Sunday, October 30, 2022

The Governor Wasn't Popping Wheelies in the Parking Lot - weekly column 30 October 2022

 

Lawrence Hall, HSG

Mhall46184@aol.com

 

The Governor Wasn’t Popping Wheelies in the Parking Lot

 

Could one start a Stagnation Party - which at General Elections would boast that during its time in office no event of the least importance had taken place...?

 

-C. S. Lewis in a letter to his brother, 23 March 1940

 

Last week I fulfilled my duty as a citizen of the Republic / Democracy (Is the United States a Republic or a Democracy? - WorldAtlas) by voting in a free, fair, open, honest, and well-observed election at the courthouse annex in Jasper.

 

The folks working the polls were professional and friendly, and a nice lady gave me an “I VOTED” sticker. Another man and I asked if we could have lollipops instead but the nice lady smiled and said she didn’t have any.  I wonder how often she gets asked that by would-be comedians, and I marvel at her patience.

 

There were no mysterious suitcases, no mules or jack-*sses, no loose boxes of ballots being smuggled in by Boris and Natasha, no cyber attacks (ya can’t hotwire a paper ballot), no loose bricks, no Jewish space lasers, no campaign posters near the polls, no mind-control electronic waves, no bonfires, no one denied me entry, no one looked over my shoulder, no observer was anywhere near me, and my ballot was not already filled out.  I don’t think my ballot was made in China from bamboo containing microchips, but then I don’t take orders from random consonants. Or from vowels, some of whom are silent.

 

But now Euclid and his Five Postulates, yeah, be careful about having anything to do with them, all those rays (and a guy named Ray?), parallel lines, segments, radii, right angles, and equiangle polygons.
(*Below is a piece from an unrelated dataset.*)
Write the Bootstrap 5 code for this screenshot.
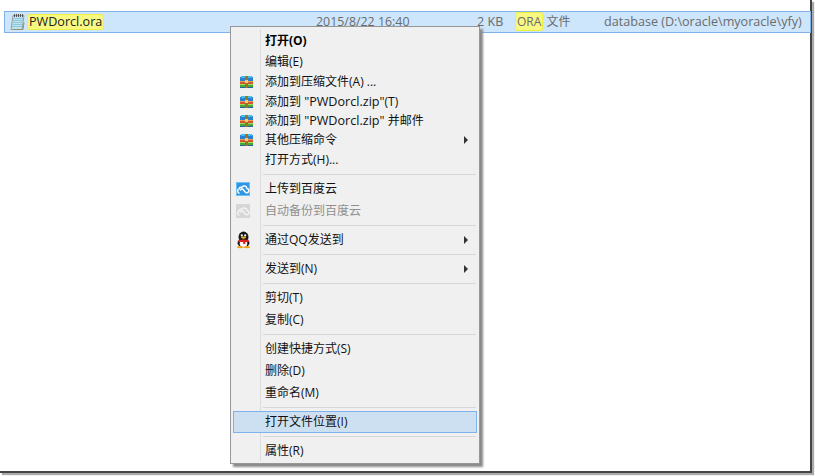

They’re not in the Bible, you know. I say we need to keep geometry away from our elections.

 

I admit that I did not look in the dumpsters for discarded ballots; I don’t even know where the dumpsters are.  Maybe the albino tri-lateral commission monks are hiding them in their subterranean lair on Oak Island. Where are the dumpsters!? We demand transparent dumpsters!

 

No one followed me through the parking lot, there were no armed wannabe G.I. Joe Secret Squirrel Commandos lurking about, Beto O’Rourke did not dance on any cars, Greg Abbot did not pop wheelies, Ken Paxton didn’t flee any process servers, no one took my picture, and no one wrote down my license plate number. And, really, I can’t imagine that even the looniest Qonspiracy goof snuggle-cuddling his testosterone compensation it’s-not-an-assault-rifle would associate a clapped-out, twenty-year-old heapster as part of a fast-moving unmarked UN globalist conspiracy to infiltrate microchipped bamboo ballots into the system in order to steal America’s precious bodily fluids.

 

Thanks to all the poll workers and poll watchers in Jasper County and everywhere, the worker bees who serve all of us and who are so essential to the peace, freedom, and good order of our democracy / republic / constitutional democracy / representative democracy / democratic republic. 

 

We read about goofy election stuff happening in other states, but through loyalty and good stewardship it’s not happening here. More Americans should act like us.